Only the lines holding the string "React" are needed. Copy each one.

:: Given data ::

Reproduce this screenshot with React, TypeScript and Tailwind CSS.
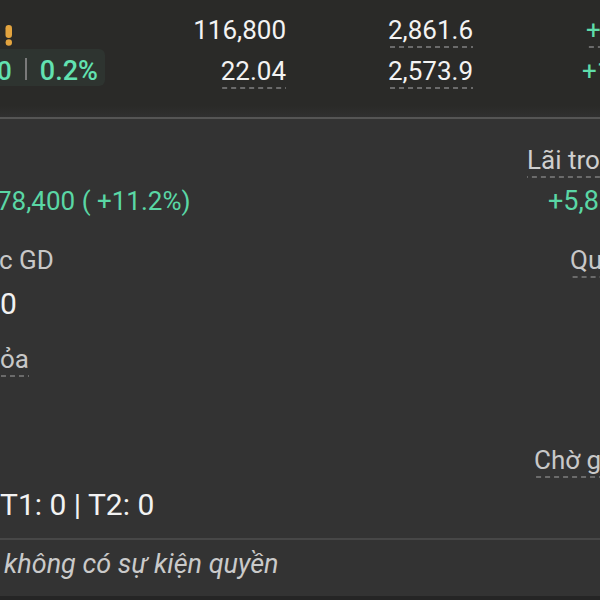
import React from "react";

// dotted underline used by the app under tappable labels / numbers
const dash =
  "inline-block whitespace-nowrap pb-[3px] bg-[linear-gradient(to_right,#6b6b6b_55%,transparent_55%)] bg-[length:9px_2px] bg-bottom bg-repeat-x";

const Warn = () => (
  <svg width="18" height="26" viewBox="0 0 18 26" className="mt-[25px]">
    <rect x="5.5" y="0" width="6.5" height="13" rx="3.2" fill="#e3a43f" />
    <circle cx="8.8" cy="17.5" r="3.2" fill="#e3a43f" />
  </svg>
);

const Row: React.FC<{ className?: string; children?: React.ReactNode }> = ({ className, children }) => (
  <div className={"flex items-start " + (className ?? "")}>{children}</div>
);

export default function App() {
  return (
    <div className="w-[600px] h-[600px] overflow-hidden bg-[#333333] font-['Roboto',sans-serif] flex flex-col">
      {/* watchlist rows */}
      <div className="h-[106px] shrink-0 bg-[#2a2a28] pt-[15px]">
        <div className="grid grid-cols-[105px_181px_102px_86px_126px] h-[41px] text-[26px] leading-[30px] text-[#f3f3f3]">
          <div className="-mt-[15px]">
            <Warn />
          </div>
          <div className="text-right">116,800</div>
          <div />
          <div>
            <span className={dash}>2,861.6</span>
          </div>
          <div className="pl-[112px] text-[#5fdcaa] whitespace-nowrap">
            <span className={dash}>+</span>
          </div>
        </div>
        <div className="grid grid-cols-[105px_181px_102px_86px_126px] h-[41px] text-[26px] leading-[30px] text-[#f3f3f3]">
          <div className="-mt-[7px] h-[37px] pt-[7px] rounded-r-[6px] bg-[#2e3430] flex items-start text-[#62e2b1] font-medium overflow-hidden">
            <span className="-ml-[3px]">0</span>
            <span className="ml-[13px] mr-[13px] mt-[2px] w-[2px] h-[22px] bg-[#7a7a7a]" />
            <span className="text-[27px]">0.2%</span>
          </div>
          <div className="text-right">
            <span className={dash}>22.04</span>
          </div>
          <div />
          <div>
            <span className={dash}>2,573.9</span>
          </div>
          <div className="pl-[108px] text-[#5fdcaa] whitespace-nowrap">+1</div>
        </div>
      </div>
      <div className="h-[11px] shrink-0 bg-gradient-to-b from-[#2a2a28] to-[#303030]" />
      <div className="h-[2px] shrink-0 bg-[#555555]" />

      {/* position detail */}
      <div className="flex-1 flex flex-col text-[26px] leading-[30px]">
        <Row className="mt-[26px] h-[33px]">
          <span className="ml-auto w-[73px] shrink-0 text-[#cfcfcf]">
            <span className={dash}>Lãi tro</span>
          </span>
        </Row>
        <Row className="mt-[8px] h-[30px] text-[#5ad7a5]">
          <span className="-ml-[3px] whitespace-nowrap">78,400 ( +11.2%)</span>
          <span className="ml-auto w-[52px] shrink-0 whitespace-nowrap text-[27px]">+5,8</span>
        </Row>
        <Row className="mt-[29px] h-[33px] text-[#c8c8c8]">
          <span className="-ml-[1px] whitespace-nowrap">c GD</span>
          <span className="ml-auto w-[30px] shrink-0">
            <span className={dash}>Qu</span>
          </span>
        </Row>
        <Row className="mt-[8px] h-[36px] text-[30px] leading-[36px] text-[#f2f2f2]">
          <span>0</span>
        </Row>
        <Row className="mt-[22px] h-[33px] text-[#c8c8c8]">
          <span className={dash}>ỏa</span>
        </Row>
        <Row className="mt-[68px] h-[33px] text-[#c8c8c8]">
          <span className="ml-auto w-[66px] shrink-0">
            <span className={dash}>Chờ g</span>
          </span>
        </Row>
        <Row className="mt-[9px] h-[36px] text-[30px] leading-[36px] text-[#f2f2f2]">
          <span className="whitespace-nowrap">T1: 0 | T2: 0</span>
        </Row>
        <div className="mt-[15px] h-[2px] bg-[#474747]" />
        <div className="mt-[9px] h-[30px] pl-[4px] italic text-[27px] text-[#cacaca] whitespace-nowrap">
          không có sự kiện quyền
        </div>
        <div className="mt-auto h-[4px] bg-[#252525]" />
      </div>
    </div>
  );
}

:::

→ Solution to the problem
Reproduce this screenshot with React, TypeScript and Tailwind CSS.
import React from "react";
const Row: React.FC<{ className?: string; children?: React.ReactNode }> = ({ className, children }) => (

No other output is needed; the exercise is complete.